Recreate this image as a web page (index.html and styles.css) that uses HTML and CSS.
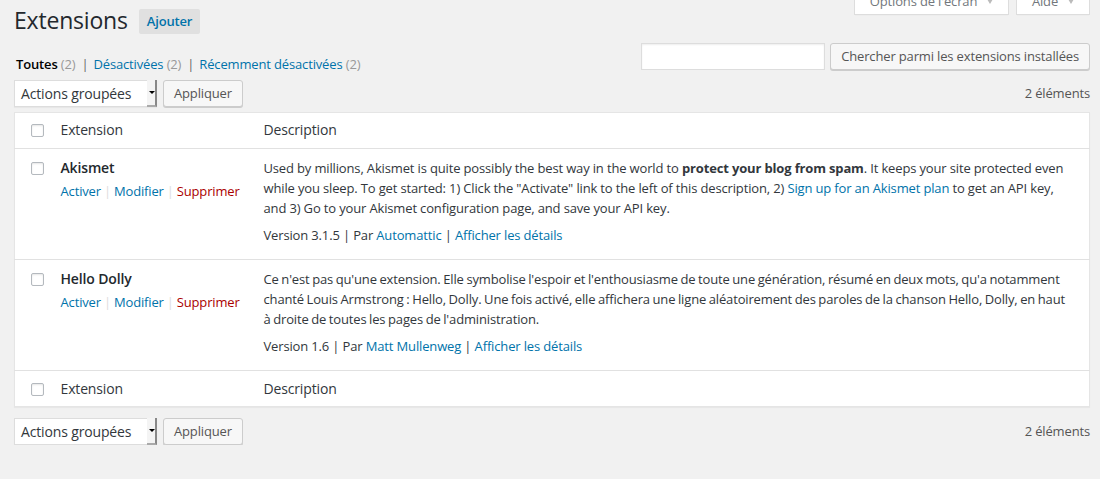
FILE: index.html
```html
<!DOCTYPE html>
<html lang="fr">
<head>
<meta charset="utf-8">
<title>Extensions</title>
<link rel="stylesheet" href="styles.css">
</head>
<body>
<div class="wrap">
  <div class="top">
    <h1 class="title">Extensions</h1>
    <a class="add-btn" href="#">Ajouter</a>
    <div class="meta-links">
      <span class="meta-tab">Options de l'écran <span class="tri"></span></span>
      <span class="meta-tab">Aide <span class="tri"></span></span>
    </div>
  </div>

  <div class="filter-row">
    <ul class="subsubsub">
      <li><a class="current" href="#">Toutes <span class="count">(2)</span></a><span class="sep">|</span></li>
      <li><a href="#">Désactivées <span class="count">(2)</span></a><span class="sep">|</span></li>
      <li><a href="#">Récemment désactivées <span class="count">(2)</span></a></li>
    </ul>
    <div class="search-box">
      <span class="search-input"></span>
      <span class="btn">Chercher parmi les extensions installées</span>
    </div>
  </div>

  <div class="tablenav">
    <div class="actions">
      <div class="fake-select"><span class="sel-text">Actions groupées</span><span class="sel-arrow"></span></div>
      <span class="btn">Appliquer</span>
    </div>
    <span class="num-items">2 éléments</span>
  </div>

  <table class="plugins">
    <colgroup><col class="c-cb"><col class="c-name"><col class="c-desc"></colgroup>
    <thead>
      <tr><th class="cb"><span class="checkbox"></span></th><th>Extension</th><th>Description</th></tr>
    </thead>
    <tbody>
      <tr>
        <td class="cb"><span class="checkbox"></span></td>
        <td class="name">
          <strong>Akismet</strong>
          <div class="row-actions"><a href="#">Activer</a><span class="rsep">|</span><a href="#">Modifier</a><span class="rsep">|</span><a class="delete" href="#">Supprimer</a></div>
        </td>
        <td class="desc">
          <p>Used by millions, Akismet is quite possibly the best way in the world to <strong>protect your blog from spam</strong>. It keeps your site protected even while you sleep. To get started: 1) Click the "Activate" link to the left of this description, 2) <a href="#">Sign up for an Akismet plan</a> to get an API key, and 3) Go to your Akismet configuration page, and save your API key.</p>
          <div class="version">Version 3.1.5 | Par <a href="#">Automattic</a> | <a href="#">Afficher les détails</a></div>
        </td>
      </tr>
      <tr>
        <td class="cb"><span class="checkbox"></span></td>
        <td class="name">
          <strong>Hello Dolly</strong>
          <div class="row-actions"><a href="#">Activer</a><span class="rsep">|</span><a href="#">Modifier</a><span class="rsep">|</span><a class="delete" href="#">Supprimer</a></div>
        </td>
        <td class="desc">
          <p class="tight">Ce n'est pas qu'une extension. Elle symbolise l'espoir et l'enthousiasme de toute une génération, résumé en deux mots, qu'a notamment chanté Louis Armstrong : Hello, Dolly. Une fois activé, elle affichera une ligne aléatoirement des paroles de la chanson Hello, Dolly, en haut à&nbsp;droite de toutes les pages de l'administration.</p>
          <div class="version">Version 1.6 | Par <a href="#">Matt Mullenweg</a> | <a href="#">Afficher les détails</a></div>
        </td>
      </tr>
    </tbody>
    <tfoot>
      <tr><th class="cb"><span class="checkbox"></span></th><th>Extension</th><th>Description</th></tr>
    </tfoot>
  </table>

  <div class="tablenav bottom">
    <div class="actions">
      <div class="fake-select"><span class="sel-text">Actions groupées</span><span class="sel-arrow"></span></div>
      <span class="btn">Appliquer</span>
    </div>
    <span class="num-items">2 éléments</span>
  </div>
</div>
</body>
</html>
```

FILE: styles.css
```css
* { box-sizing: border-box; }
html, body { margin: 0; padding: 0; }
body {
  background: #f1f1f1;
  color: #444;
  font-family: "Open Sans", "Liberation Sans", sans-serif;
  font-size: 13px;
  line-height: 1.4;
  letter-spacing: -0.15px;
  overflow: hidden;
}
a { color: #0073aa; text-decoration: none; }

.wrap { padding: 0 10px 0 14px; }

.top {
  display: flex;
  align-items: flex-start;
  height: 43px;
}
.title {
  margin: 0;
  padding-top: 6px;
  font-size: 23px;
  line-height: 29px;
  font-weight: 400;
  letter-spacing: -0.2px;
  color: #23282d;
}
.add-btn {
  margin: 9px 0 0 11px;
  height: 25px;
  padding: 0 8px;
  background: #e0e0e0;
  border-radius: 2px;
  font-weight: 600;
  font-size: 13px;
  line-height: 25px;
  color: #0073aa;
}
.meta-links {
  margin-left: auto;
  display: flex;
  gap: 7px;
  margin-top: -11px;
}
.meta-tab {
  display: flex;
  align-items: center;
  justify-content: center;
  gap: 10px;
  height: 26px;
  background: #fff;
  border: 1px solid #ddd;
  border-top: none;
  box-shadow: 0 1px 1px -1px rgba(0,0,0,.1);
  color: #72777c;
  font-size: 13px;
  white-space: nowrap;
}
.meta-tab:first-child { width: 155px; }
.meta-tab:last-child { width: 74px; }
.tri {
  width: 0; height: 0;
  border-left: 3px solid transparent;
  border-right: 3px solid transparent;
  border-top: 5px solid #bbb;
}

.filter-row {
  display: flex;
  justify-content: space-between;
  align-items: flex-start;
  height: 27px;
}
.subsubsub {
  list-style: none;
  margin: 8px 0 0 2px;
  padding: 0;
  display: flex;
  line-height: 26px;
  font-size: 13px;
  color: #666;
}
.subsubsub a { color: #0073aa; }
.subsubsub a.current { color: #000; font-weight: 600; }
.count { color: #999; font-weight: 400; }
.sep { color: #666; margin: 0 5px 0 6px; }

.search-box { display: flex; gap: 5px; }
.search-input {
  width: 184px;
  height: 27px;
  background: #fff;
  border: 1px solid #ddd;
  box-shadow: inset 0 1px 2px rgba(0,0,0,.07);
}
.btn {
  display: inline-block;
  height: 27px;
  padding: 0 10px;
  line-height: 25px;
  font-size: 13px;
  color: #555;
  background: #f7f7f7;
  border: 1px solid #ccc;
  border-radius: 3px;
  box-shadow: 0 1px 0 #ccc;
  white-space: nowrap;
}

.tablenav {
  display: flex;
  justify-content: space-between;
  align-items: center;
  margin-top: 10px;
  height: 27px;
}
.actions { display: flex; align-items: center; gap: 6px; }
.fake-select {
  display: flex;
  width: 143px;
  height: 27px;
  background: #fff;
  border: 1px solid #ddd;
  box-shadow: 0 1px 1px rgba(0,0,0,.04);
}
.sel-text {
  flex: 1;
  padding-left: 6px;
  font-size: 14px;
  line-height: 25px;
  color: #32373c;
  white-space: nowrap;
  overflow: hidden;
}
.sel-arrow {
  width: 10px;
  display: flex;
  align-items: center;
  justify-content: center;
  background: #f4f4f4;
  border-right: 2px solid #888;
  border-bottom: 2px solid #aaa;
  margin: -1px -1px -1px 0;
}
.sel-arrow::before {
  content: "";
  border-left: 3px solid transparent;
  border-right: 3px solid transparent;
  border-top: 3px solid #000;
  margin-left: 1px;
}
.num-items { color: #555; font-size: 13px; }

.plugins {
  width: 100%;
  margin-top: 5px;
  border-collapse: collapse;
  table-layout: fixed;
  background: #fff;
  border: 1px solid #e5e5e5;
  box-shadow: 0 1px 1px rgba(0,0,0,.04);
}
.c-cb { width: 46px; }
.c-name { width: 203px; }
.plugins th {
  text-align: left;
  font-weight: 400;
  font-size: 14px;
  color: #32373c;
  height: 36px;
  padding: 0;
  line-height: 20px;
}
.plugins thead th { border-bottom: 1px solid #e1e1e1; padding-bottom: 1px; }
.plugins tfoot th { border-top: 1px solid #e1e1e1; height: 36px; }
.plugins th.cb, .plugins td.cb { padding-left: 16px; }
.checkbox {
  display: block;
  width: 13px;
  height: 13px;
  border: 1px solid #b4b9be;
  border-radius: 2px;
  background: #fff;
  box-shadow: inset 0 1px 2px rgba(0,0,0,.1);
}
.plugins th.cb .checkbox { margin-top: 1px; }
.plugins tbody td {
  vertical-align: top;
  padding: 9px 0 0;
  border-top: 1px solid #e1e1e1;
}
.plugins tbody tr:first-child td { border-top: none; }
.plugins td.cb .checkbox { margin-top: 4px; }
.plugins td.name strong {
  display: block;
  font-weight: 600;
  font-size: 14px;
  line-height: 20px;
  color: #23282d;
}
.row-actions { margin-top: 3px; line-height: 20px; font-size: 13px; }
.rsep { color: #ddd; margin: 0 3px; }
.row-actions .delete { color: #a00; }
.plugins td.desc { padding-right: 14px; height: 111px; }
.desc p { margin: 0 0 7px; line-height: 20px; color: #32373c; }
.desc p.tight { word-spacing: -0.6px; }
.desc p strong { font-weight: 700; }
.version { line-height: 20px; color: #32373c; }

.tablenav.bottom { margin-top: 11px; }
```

+++

▶ [Goal]: Select the lines that carry the string "this" and copy them.

▶ [Answer]:
Recreate this image as a web page (index.html and styles.css) that uses HTML and CSS.
          <p>Used by millions, Akismet is quite possibly the best way in the world to <strong>protect your blog from spam</strong>. It keeps your site protected even while you sleep. To get started: 1) Click the "Activate" link to the left of this description, 2) <a href="#">Sign up for an Akismet plan</a> to get an API key, and 3) Go to your Akismet configuration page, and save your API key.</p>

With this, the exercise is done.